14. "This lady brought in her résumé where she listed pet sitter as her previous experience, which isn't that odd, but then she included a bulleted list of all the names of the pets she sat for."
15. "It wasn't a résumé, but instead an essay they wrote. The first sentence was 'I don't like writing typical résumés — I think they're a waste of time and full of lies, but whatever.'"
16. "Our standard application had several checkboxes for illegal drug use. Taking an 'honesty will get me the job' approach, the applicant provided a separate list of various hallucinogens, tranquilizers, and amphetamines that were not listed on our form."
"He aced the checkboxes as well."
17. "An adult sent our recruiters a résumé that had glitter scattered in the envelope."
18. "I was going over a résumé and under the skill sets, for a bank teller position mind you, they listed 'Able to lift 50 lbs, can drive a manual transmission, and can operate a chainsaw.'"
"As if any of those skills would have any use at a bank."
19. "A guy in his mid-20s walked into my startup. His former experience was three months at a gas station and one year as a Twitch Minecraft streamer. It was clear that he was counting on somebody not knowing what Twitch was because his application listed things like 'social media outreach, video game marketing, and teaching people how to play games.'"

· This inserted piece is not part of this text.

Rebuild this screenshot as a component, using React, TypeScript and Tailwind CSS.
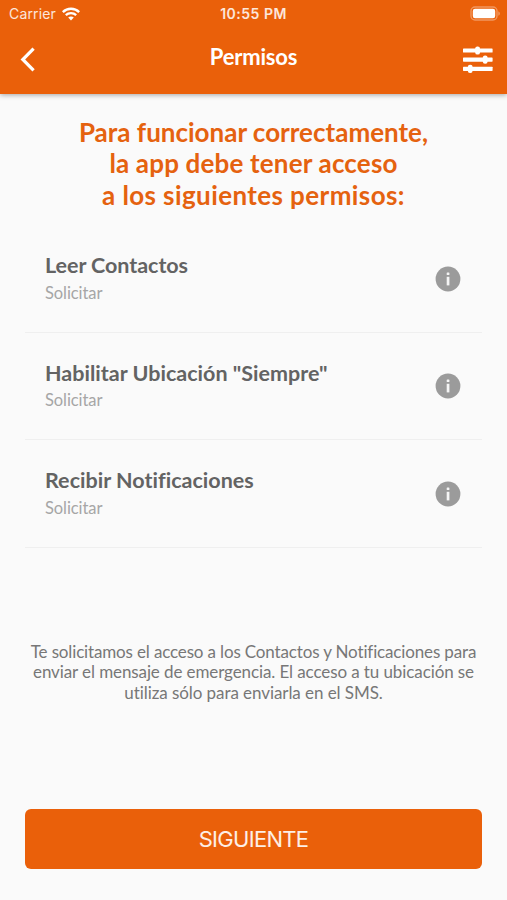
// permissions screen

type Permission = {
  id: string;
  name: string;
  nameClass: string;
};

// letter spacing is tuned per label
const permissions: Permission[] = [
  { id: "contacts", name: "Leer Contactos", nameClass: "tracking-[-0.05px]" },
  { id: "location", name: 'Habilitar Ubicación "Siempre"', nameClass: "tracking-[0.01px]" },
  { id: "notifications", name: "Recibir Notificaciones", nameClass: "tracking-[0.02px]" },
];

function WifiIcon() {
  return (
    <svg className="h-[14px] w-[18px]" viewBox="0 0 18 14" fill="none" stroke="white">
      <path d="M0.8 5.1C5.3 0.5 12.7 0.5 17.2 5.1" strokeWidth="2.5" />
      <path d="M3.8 8.2C6.7 5.4 11.3 5.4 14.2 8.2" strokeWidth="2.3" />
      <path d="M6.2 10.5C7.7 9.1 10.3 9.1 11.8 10.5L9 13.5Z" fill="white" stroke="none" />
    </svg>
  );
}

function BatteryIcon() {
  return (
    <svg className="h-[15px] w-[31px]" viewBox="0 0 31 15">
      <rect x="1" y="1" width="26" height="13" rx="4" fill="none" stroke="white" strokeOpacity="0.35" strokeWidth="1.4" />
      <rect x="2.8" y="2.8" width="22.4" height="9.4" rx="2.2" fill="white" />
      <path d="M28.4 5.2C30.3 6 30.3 9 28.4 9.8Z" fill="white" fillOpacity="0.4" />
    </svg>
  );
}

function BackIcon() {
  return (
    <svg className="h-[26px] w-[18px]" viewBox="0 0 18 26" fill="none" stroke="white" strokeWidth="3.2">
      <path d="M15.6 2.6L4.8 13.5L15.6 24.4" />
    </svg>
  );
}

function SlidersIcon() {
  return (
    <svg className="h-[28px] w-[30px]" viewBox="0 0 30 28" fill="white">
      <rect x="0" y="3.4" width="29.6" height="4.2" rx="0.6" />
      <rect x="0" y="12.5" width="29.6" height="4.2" rx="0.6" />
      <rect x="0" y="21.7" width="29.6" height="4.2" rx="0.6" />
      <rect x="12.2" y="1.4" width="4.8" height="8.2" rx="2.2" />
      <rect x="19.8" y="10.5" width="4.8" height="8.2" rx="2.2" />
      <rect x="4.8" y="19.7" width="4.8" height="8.2" rx="2.2" />
    </svg>
  );
}

function InfoIcon() {
  return (
    <svg className="size-[26px]" viewBox="0 0 26 26">
      <circle cx="13" cy="13" r="12.4" fill="#9b9b9b" />
      <rect x="11.7" y="6.4" width="2.7" height="2.7" rx="0.6" fill="#f5f5f5" />
      <rect x="11.7" y="10.8" width="2.7" height="8.6" fill="#f5f5f5" />
    </svg>
  );
}

function PermissionRow({ permission }: { permission: Permission }) {
  return (
    <li className="flex h-[107.5px] items-start justify-between border-b border-[#efefef] pr-[21px] pl-[20px]">
      <div className="pt-[27px]">
        <h2 className={`text-[21.5px] leading-[27.5px] font-bold whitespace-nowrap text-[#636363] ${permission.nameClass}`}>
          {permission.name}
        </h2>
        <p className="text-[16.5px] leading-[26px] tracking-[-0.08px] text-[#a6a6a6]">Solicitar</p>
      </div>
      <button type="button" aria-label={`Información: ${permission.name}`} className="mt-[40.7px]">
        <InfoIcon />
      </button>
    </li>
  );
}

export default function App() {
  return (
    <div className="flex h-[900px] w-[507px] flex-col overflow-hidden bg-[#fafafa] font-['Lato',sans-serif]">
      <header className="h-[93.5px] shrink-0 bg-[#ea600a] text-white shadow-[0_1px_5px_rgba(0,0,0,0.35)]">
        {/* status bar */}
        <div className="grid h-[27px] grid-cols-3 items-center pr-[6px] pl-[9px] font-['Inter',sans-serif]">
          <div className="flex items-center gap-[6px]">
            <span className="text-[14px] tracking-[0.15px] text-white/85">Carrier</span>
            <WifiIcon />
          </div>
          <span className="pr-[3px] text-center text-[14px] font-semibold tracking-[0.5px] whitespace-nowrap text-white/85">
            10:55 PM
          </span>
          <div className="flex justify-end">
            <BatteryIcon />
          </div>
        </div>

        {/* navigation */}
        <div className="grid h-[64px] grid-cols-3 items-center pr-[14px] pl-[18px]">
          <button type="button" aria-label="Volver" className="w-[18px]">
            <BackIcon />
          </button>
          <h1 className="pr-[4px] pb-[4px] text-center text-[22px] leading-[28px] font-bold tracking-[-0.2px]">Permisos</h1>
          <button type="button" aria-label="Ajustes" className="justify-self-end">
            <SlidersIcon />
          </button>
        </div>
      </header>

      <main className="flex flex-1 flex-col px-[25px]">
        <p className="pt-[23px] text-center text-[26px] leading-[31.8px] font-bold text-[#e5620f]">
          Para funcionar correctamente,
          <br />
          <span className="tracking-[0.17px]">la app debe tener acceso</span>
          <br />
          <span className="tracking-[0.4px]">a los siguientes permisos:</span>
        </p>

        <ul className="mt-[13.2px]">
          {permissions.map((permission) => (
            <PermissionRow key={permission.id} permission={permission} />
          ))}
        </ul>

        <p className="mt-[94px] text-center text-[17px] leading-[20.8px] whitespace-nowrap text-[#777777]">
          <span className="tracking-[-0.15px]">Te solicitamos el acceso a los Contactos y Notificaciones para</span>
          <br />
          <span className="tracking-[-0.1px]">enviar el mensaje de emergencia. El acceso a tu ubicación se</span>
          <br />
          <span className="tracking-[-0.07px]">utiliza sólo para enviarla en el SMS.</span>
        </p>

        <button
          type="button"
          className="mt-auto mb-[31px] h-[60.5px] shrink-0 rounded-[6px] bg-[#ea600a] pt-[1px] font-['Inter',sans-serif] text-[22px] tracking-[-0.7px] text-white/90"
        >
          SIGUIENTE
        </button>
      </main>
    </div>
  );
}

"Also, responsibilities included 'Interacting with fans and those curious about the games and how to play them.' I believe he also listed that he was a Mod on his Minecraft server.
When I more or less said, 'No, thanks,' on the spot, he said, 'My dad is...' as a way to try and impress me. I kind of shrugged and asked who that was. His dad owned three gas stations in the area (including the one he worked at for three months).
He had listed some coding experience, and at the time, I was in school for comp sci and tried to strike up a conversation about coding. He bragged about making 'very cool games,' but couldn't remember what language they were written in, and wasn't able to show me any screenshots/GitHub/etc."